Management emphasized that AI-driven efficiency and recurring infrastructure revenue will be the primary drivers of margin and cash flow improvement in the coming quarters, with AMM and subsequent A-suite launches expected to accelerate the shift toward scalable, high-quality earnings.

Takeaways

AMBER’s Q1 2026 results underscore a strategic pivot to agentic fintech infrastructure, with early traction from AMM and tangible cost savings from AI integration.

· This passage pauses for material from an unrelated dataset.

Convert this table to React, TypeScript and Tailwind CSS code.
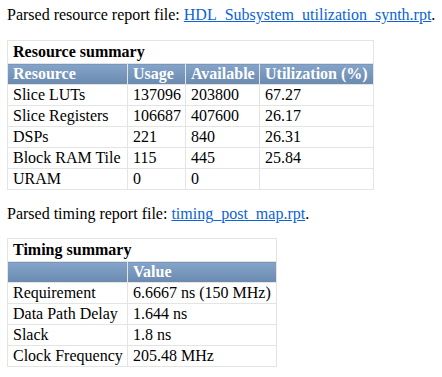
import React from 'react';

const resourceRows = [
  ['Slice LUTs', '137096', '203800', '67.27'],
  ['Slice Registers', '106687', '407600', '26.17'],
  ['DSPs', '221', '840', '26.31'],
  ['Block RAM Tile', '115', '445', '25.84'],
  ['URAM', '0', '0', ''],
];

const timingRows = [
  ['Requirement', '6.6667 ns (150 MHz)'],
  ['Data Path Delay', '1.644 ns'],
  ['Slack', '1.8 ns'],
  ['Clock Frequency', '205.48 MHz'],
];

const base = 'border border-[#e4e4e4] pl-[5px] pr-[4px] py-[1px] text-left align-middle whitespace-nowrap';
const head = `${base} font-bold text-white bg-gradient-to-b from-[#85a4c8] to-[#6a8ab0]`;

const ReportTable: React.FC<{
  title: string;
  headers: string[];
  widths: string[];
  rows: string[][];
}> = ({ title, headers, widths, rows }) => (
  <table className="border-collapse border border-[#e4e4e4] leading-[18px]">
    <tbody>
      <tr>
        <th colSpan={headers.length} className={`${base} font-bold !py-[2px]`}>
          {title}
        </th>
      </tr>
      <tr>
        {headers.map((h, i) => (
          <th key={i} className={`${head} ${widths[i]}`}>
            {h}
          </th>
        ))}
      </tr>
      {rows.map((r, i) => (
        <tr key={i}>
          {r.map((c, j) => (
            <td key={j} className={`${base} font-normal`}>
              {c}
            </td>
          ))}
        </tr>
      ))}
    </tbody>
  </table>
);

export default function App() {
  return (
    <div className="bg-white text-black text-[16px] font-['Liberation_Serif',serif] pl-[7px] pt-[6px] min-h-[377px]">
      <p className="leading-[18px] mb-[16px] whitespace-nowrap">
        Parsed resource report file:{' '}
        <a href="#" className="text-[#0b63d6] underline">
          HDL_Subsystem_utilization_synth.rpt
        </a>
        .
      </p>
      <ReportTable
        title="Resource summary"
        headers={['Resource', 'Usage', 'Available', 'Utilization (%)']}
        widths={['w-[120px]', 'w-[58px]', 'w-[74px]', 'w-[114px]']}
        rows={resourceRows}
      />
      <p className="leading-[18px] mt-[15px] mb-[15px] whitespace-nowrap">
        Parsed timing report file:{' '}
        <a href="#" className="text-[#0b63d6] underline">
          timing_post_map.rpt
        </a>
        .
      </p>
      <ReportTable
        title="Timing summary"
        headers={['', 'Value']}
        widths={['w-[120px]', 'w-[149px]']}
        rows={timingRows}
      />
    </div>
  );
}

  • Agentic Operating Systems in Focus: The launch of AMM and forthcoming A-suite products signal a deliberate move to recurring, infrastructure-based revenue, reducing reliance on volatile trading activity.
  • Cost Structure Evolution: AI agents are already delivering operational leverage, with further gains expected as automation expands across business units.
  • Scalability and Network Effects: Investors should watch for adoption and monetization of agentic products beyond Amber Premium, as multi-client usage is essential for long-term growth and margin expansion.

Conclusion

AMBER is redefining itself as a crypto-enabled agentic fintech, shifting from client-facing platforms to foundational infrastructure for the agentic economy. While near-term revenue remains pressured by market conditions, the company is building for durable, scalable growth through AI-native automation and recurring revenue streams.

Industry Read-Through

AMBER’s transition to agentic operating systems and AI-driven workflows is a leading indicator for the broader fintech and digital asset sectors. As more financial services migrate to automated, infrastructure-based models, incumbents and challengers alike will need to compete on the basis of operational efficiency, regulatory credibility, and the ability to deliver scalable, end-to-end solutions. The convergence of crypto and AI is accelerating, and firms that can abstract complexity and enable seamless agentic execution will be best positioned to capture institutional demand. For peers, the message is clear: distribution alone is no longer sufficient—owning the rails beneath the agentic economy will define the next wave of value creation.